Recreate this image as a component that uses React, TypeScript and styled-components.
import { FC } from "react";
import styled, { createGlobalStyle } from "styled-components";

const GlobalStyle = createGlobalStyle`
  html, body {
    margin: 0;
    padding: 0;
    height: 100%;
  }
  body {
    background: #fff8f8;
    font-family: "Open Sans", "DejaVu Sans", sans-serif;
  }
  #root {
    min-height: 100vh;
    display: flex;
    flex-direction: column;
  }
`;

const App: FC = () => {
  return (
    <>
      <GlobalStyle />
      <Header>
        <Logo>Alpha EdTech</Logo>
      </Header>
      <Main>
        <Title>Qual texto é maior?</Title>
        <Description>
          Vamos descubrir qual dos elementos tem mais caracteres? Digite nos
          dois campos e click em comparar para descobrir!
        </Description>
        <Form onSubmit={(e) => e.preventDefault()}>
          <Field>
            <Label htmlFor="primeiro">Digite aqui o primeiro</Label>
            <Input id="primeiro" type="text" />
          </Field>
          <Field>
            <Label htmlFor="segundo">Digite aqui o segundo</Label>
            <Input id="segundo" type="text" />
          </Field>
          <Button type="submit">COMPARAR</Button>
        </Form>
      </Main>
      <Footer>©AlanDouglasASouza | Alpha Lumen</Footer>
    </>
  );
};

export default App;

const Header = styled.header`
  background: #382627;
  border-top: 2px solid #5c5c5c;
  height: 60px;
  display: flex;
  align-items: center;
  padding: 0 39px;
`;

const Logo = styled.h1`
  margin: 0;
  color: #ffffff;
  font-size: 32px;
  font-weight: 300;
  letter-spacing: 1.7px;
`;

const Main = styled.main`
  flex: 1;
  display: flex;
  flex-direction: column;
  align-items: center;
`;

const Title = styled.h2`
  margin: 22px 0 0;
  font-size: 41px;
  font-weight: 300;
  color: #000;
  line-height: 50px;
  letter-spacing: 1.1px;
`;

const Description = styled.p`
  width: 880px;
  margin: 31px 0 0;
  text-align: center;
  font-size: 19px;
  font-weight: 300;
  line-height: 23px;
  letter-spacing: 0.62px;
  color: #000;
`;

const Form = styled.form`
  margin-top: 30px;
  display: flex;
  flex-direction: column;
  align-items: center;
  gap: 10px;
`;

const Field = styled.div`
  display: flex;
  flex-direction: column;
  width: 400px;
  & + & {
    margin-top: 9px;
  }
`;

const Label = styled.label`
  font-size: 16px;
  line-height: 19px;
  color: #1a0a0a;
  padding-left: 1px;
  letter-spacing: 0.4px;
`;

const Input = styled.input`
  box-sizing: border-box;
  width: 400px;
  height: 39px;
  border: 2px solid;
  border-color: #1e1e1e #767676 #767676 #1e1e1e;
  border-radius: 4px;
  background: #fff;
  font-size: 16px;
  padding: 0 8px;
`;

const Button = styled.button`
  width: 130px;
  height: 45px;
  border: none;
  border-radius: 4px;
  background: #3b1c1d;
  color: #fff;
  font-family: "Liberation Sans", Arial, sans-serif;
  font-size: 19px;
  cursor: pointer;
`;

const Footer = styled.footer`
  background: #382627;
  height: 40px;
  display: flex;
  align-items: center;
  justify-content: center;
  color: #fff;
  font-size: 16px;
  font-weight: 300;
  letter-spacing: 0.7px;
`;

********************

All of the data needs to be reproduced exactly, with no line missing.

FINISHED ANSWER:
Recreate this image as a component that uses React, TypeScript and styled-components.
import { FC } from "react";
import styled, { createGlobalStyle } from "styled-components";

const GlobalStyle = createGlobalStyle`
  html, body {
    margin: 0;
    padding: 0;
    height: 100%;
  }
  body {
    background: #fff8f8;
    font-family: "Open Sans", "DejaVu Sans", sans-serif;
  }
  #root {
    min-height: 100vh;
    display: flex;
    flex-direction: column;
  }
`;

const App: FC = () => {
  return (
    <>
      <GlobalStyle />
      <Header>
        <Logo>Alpha EdTech</Logo>
      </Header>
      <Main>
        <Title>Qual texto é maior?</Title>
        <Description>
          Vamos descubrir qual dos elementos tem mais caracteres? Digite nos
          dois campos e click em comparar para descobrir!
        </Description>
        <Form onSubmit={(e) => e.preventDefault()}>
          <Field>
            <Label htmlFor="primeiro">Digite aqui o primeiro</Label>
            <Input id="primeiro" type="text" />
          </Field>
          <Field>
            <Label htmlFor="segundo">Digite aqui o segundo</Label>
            <Input id="segundo" type="text" />
          </Field>
          <Button type="submit">COMPARAR</Button>
        </Form>
      </Main>
      <Footer>©AlanDouglasASouza | Alpha Lumen</Footer>
    </>
  );
};

export default App;

const Header = styled.header`
  background: #382627;
  border-top: 2px solid #5c5c5c;
  height: 60px;
  display: flex;
  align-items: center;
  padding: 0 39px;
`;

const Logo = styled.h1`
  margin: 0;
  color: #ffffff;
  font-size: 32px;
  font-weight: 300;
  letter-spacing: 1.7px;
`;

const Main = styled.main`
  flex: 1;
  display: flex;
  flex-direction: column;
  align-items: center;
`;

const Title = styled.h2`
  margin: 22px 0 0;
  font-size: 41px;
  font-weight: 300;
  color: #000;
  line-height: 50px;
  letter-spacing: 1.1px;
`;

const Description = styled.p`
  width: 880px;
  margin: 31px 0 0;
  text-align: center;
  font-size: 19px;
  font-weight: 300;
  line-height: 23px;
  letter-spacing: 0.62px;
  color: #000;
`;

const Form = styled.form`
  margin-top: 30px;
  display: flex;
  flex-direction: column;
  align-items: center;
  gap: 10px;
`;

const Field = styled.div`
  display: flex;
  flex-direction: column;
  width: 400px;
  & + & {
    margin-top: 9px;
  }
`;

const Label = styled.label`
  font-size: 16px;
  line-height: 19px;
  color: #1a0a0a;
  padding-left: 1px;
  letter-spacing: 0.4px;
`;

const Input = styled.input`
  box-sizing: border-box;
  width: 400px;
  height: 39px;
  border: 2px solid;
  border-color: #1e1e1e #767676 #767676 #1e1e1e;
  border-radius: 4px;
  background: #fff;
  font-size: 16px;
  padding: 0 8px;
`;

const Button = styled.button`
  width: 130px;
  height: 45px;
  border: none;
  border-radius: 4px;
  background: #3b1c1d;
  color: #fff;
  font-family: "Liberation Sans", Arial, sans-serif;
  font-size: 19px;
  cursor: pointer;
`;

const Footer = styled.footer`
  background: #382627;
  height: 40px;
  display: flex;
  align-items: center;
  justify-content: center;
  color: #fff;
  font-size: 16px;
  font-weight: 300;
  letter-spacing: 0.7px;
`;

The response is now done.